Wu Harry Yi-Jui
Med Hist. 2016 Jan;60(1):87-104. doi: 10.1017/mdh.2015.70.
This study focuses on 'manufactured mentally ill' (bei jingshenbing, [symbol in text]) individuals in post-socialist China. In Chinese society, bei jingshenbing is a neologistic catchphrase that refers to someone who has been misidentified as exhibiting symptoms of mental illness and has been admitted to a mental hospital. Specifically, it refers to those individuals who were subjected to unnecessary psychiatric treatment during the first decade of the twenty-first century.
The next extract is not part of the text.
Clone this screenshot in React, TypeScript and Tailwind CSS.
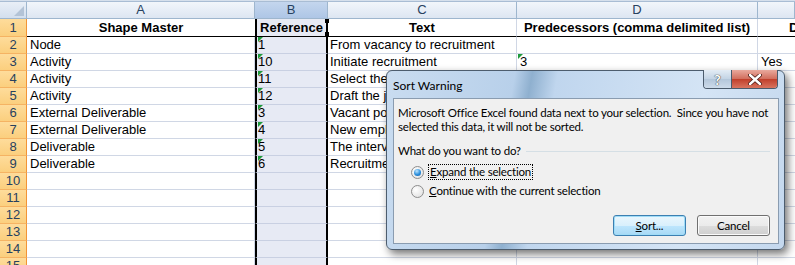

Based on archival analysis and ethnographic fieldwork, this study addresses the ways in which the voices of bei jingshenbing victims and those who support them reveal China's experiences with psychiatric modernity. It also discusses the active role of these individuals in knowledge production, medical policymaking, and the implications for reforming the psychiatric and mental health systems in post-socialist China.
本研究聚焦于后社会主义时期中国的“被精神病”个体。在中国社会,“被精神病”是一个新造的流行语,指的是那些被错误认定有精神疾病症状并被送进精神病院的人。具体而言,它指的是在21世纪头十年遭受不必要精神科治疗的那些个体。基于档案分析和民族志田野调查,本研究探讨了“被精神病”受害者及其支持者的声音揭示中国精神科现代性经历的方式。它还讨论了这些个体在知识生产、医疗政策制定中的积极作用,以及对后社会主义中国精神科和心理健康系统改革的影响。